In a world of economic uncertainty, where traditional financial markets are facing turbulence, Bitcoin emerges as a potential beneficiary amidst the declining Japanese yen.
Reports suggest that while this situation may spell disaster for US treasuries, it could offer a silver lining for investors eyeing alternative stores of value like Bitcoin.
The recent developments in global finance have sent ripples across the digital asset landscape, with Bitcoin poised to capitalize on the shifting dynamics. The insights provided by various sources may bring to light the potential implications of the Japanese yen’s crisis on Bitcoin’s trajectory.
The weakening Japanese yen, marked by a 2.39% decrease over the past 30 days, has sparked discussions about its implications for global financial markets.
Japanese Yen Decline: Crisis For Japan and US
Dante Cook, head of business at Swan Bitcoin, highlights the significance of this trend, stating: “This spells disaster for Japan and the U.S. potentially.”
He underscores Japan’s position as the largest holder of U.S. treasuries, emphasizing the potential repercussions of a currency devaluation, noting:
“Japan is the largest holder of US treasuries, only 4% of its forex reserves are in gold, the rest are almost exclusively in US Treasuries.
The potential sell-off of U.S. treasuries by Japan in an effort to shore up its currency spells disaster not only for Japan but potentially for the U.S. as well.”
Amidst the uncertainty, Bitcoin emerges as a potential safe haven for investors seeking refuge from traditional securities.
Cook suggests that the market may witness a surge of liquidity, potentially favoring Bitcoin as an alternative store of value. He notes, “Bitcoin has already been enjoying a massive liquidity influx from institutional investors,” indicating growing confidence in this new asset class.
The approval of 11 spot Bitcoin ETFs by the US Securities and Exchange Commission (SEC) in January has further bolstered Bitcoin’s momentum.
These ETFs have collectively seen total net inflows of $11.78 billion, reflecting institutional interest in the Bitcoin market. Cook predicts, “I see this as just the beginning of another massive wall of liquidity entering the markets,” highlighting the potential for sustained growth.
The current state of uncertainty in traditional financial markets has also led to increased interest in riskier altcoins. Cook suggests that investors may explore alternative avenues beyond Bitcoin, seeking higher returns amidst market volatility.
As Bitcoin continues to navigate through complex market dynamics, its role in global finance is evolving. The bitcoin’s resilience and growing acceptance highlight its potential to redefine financial paradigms.
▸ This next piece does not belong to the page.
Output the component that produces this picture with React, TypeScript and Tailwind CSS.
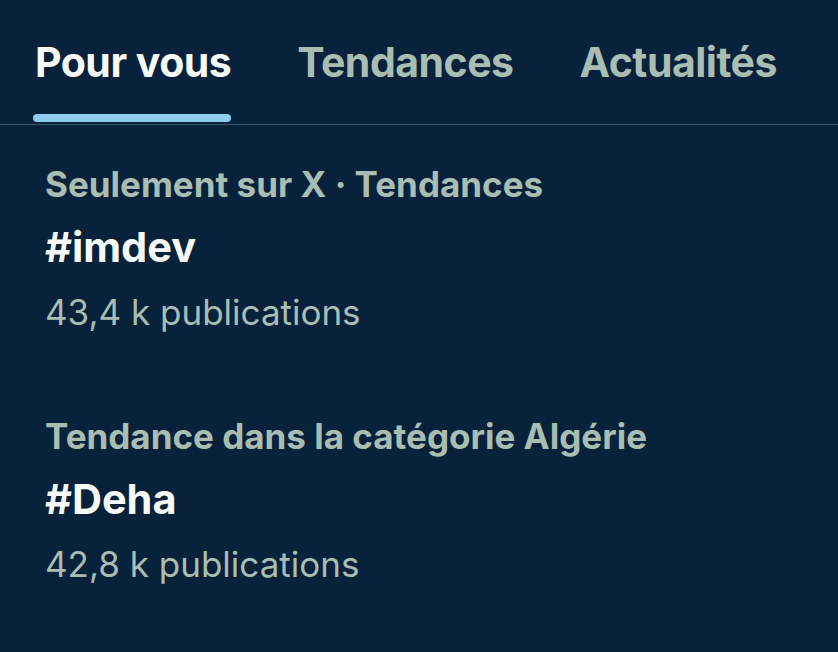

Cook asserts, “Nothing stops this train,” underscoring Bitcoin’s resilience amidst changing market conditions. Cook also notes Argentina’s entry into Bitcoin mining, highlighting the ongoing evolution of game theory in the Bitcoin space.
Many analysts have offered insights regarding Bitcoin’s potential for experiencing a significant price surge. Ki Young Ju, Founder & CEO at cryptoquant, said:
“Bitcoin network fundamentals could support a market cap three times its current size compared to the last cyclical top, potentially sustaining a price of $265K.”
Crypto Ceaser, an analyst and trader, shared the same sentiments, saying: “Whilst this target is particularly high it is a legitimate target and technically a diminished return (measured from low to high).”
Daan Crypto, another analyst and trader, added: “It’s still at relatively low levels compared to last cycle. Likely to see that change as time goes on and price leaves this range.”